La reconnaissance à l’égard des acteurs de l’Oratoire vient de l’extérieur : Marcelle Guillemot et le pasteur Vergara sont récompensés par la médaille de la Résistance. En 1947, une exposition organisée par l’Union des Juifs pour la résistance et l’entraide rend hommage dans un panneau à « Quelques nobles figures du peuple français qui ont bravé tous les dangers pour sauver des enfants juifs de la déportation » : on trouve parmi les huit portraits alignés ceux de Marcelle Guillemot, de Suzanne Spaak, du pasteur Vergara (ou encore du médecin et maire de Beaune-la-Rolande, Paul Cabanis, un protestant cévenol né à Sumène). La même année, très probablement, Mme Gaudelette, une enquêtrice du Comité d’histoire de la Deuxième Guerre mondiale recueille les dépositions de Vergara et de Mlle Guillemot.

Bien plus tard sont venus les titres de Justes : en 1985 pour S. Spaak, 1988 pour les couples Vergara et Béchard, 1989 pour Mlle Guillemot, 1993 pour L. Chevalley-Sabatier .

Un après-guerre ne s’épuise pas en reconnaissance : il est des engagements qui se poursuivent ou s’infléchissent. Le pasteur Vergara et Mlle Guillemot sont invités, par un vote du congrès, à siéger au Comité central de la Ligue Internationale contre l’antisémitisme (LICA). Vergara fait également partie du Comité central de l’Alliance antiraciste, une éphémère union entre la LICA et le MRAP. Il participe aux congrès de la LICA, dont il est l’un des vice-présidents en 1962 ; Emmanuel Debono, l’historien de la LICA, a pu repérer sa présence au cours de plusieurs réunions et meetings dans les dix dernières années de sa vie.

Mlle Guillemot siège, pour sa part, dans le Comité de Direction et d’Action d’une jeune Ligue pour la Palestine libre, laquelle, contrairement à ce que ce nom évoque aujourd’hui pour la plupart d’entre nous, renvoie aux efforts des sionistes pour créer un État pour les juifs. L’historien se doit, à ce propos, de citer la manière dont, en 1961, Vergara rendait compte de cette histoire récente : « En 1947 éclata en Palestine une guerre de libération. Les juifs établis sur cette terre et les rescapés des camps de la mort qui s’y étaient rendus désiraient constituer une nation indépendante. Ils le proclamèrent solennellement et furent immédiatement assaillis de toutes parts. Ce fut une guerre féroce où les Juifs de Palestine eurent à combattre à dix contre un et où ils l’emportèrent cependant sur leurs lâches adversaires»

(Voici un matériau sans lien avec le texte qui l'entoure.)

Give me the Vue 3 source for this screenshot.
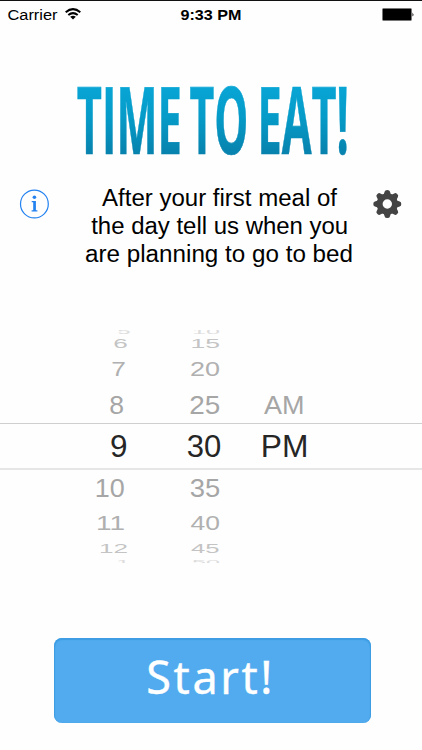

En contact étroit avec l’un des chefs du soulèvement en Palestine, continue le pasteur, Mlle Guillemot a pris en charge la collecte des médicaments dont avait besoin le jeune État d’Israël. Ici encore, je m’en tiens à citer ces lignes qui étonneront peut-être plus d’un lecteur, et qui cependant doivent nous rappeler avec quelle sympathie tant de Français ont observé les débuts d’Israël : « Elle frappa à toutes les portes, elle demanda audience au Cardinal Suhard qui la reçut et lui promit l’aide du Secours catholique. Elle se rendit à Genève, au siège de la Croix Rouge internationale, elle fit paraître des appels dans les journaux (où figurait Réforme). Elle écrivit à plus de 50 laboratoires. Au comité central de la L.I.C.A., elle suggéra l’organisation d’un grand meeting pour les blessés d’Israël. Ce meeting eut lieu au Cirque d’Hiver et, entre autres concours, on enregistra près de mille noms de volontaires donneurs de sang. À l’Assemblée générale de la Ligue pour la Palestine libre, ce fut elle qui fut chargée de la lecture du rapport sur la campagne des médicaments. Pendant que cette campagne se poursuivait, elle écrivain au Colonel J. à Jérusalem : "Je vous dis tout cela, afin que vous vous sentiez soutenu et encouragé par la pensée qu’on vous aide à soulager les immenses souffrances qui vous entourent". Elle reçut du quartier général en Israël une lettre dont voici quelques lignes : "Nos soldats blessés à qui vous avez donné des médicaments, les Hébreux libérés et tous ceux qui retrouvent une patrie, vous expriment leur gratitude. Votre réponse à notre appel restera inoubliable ».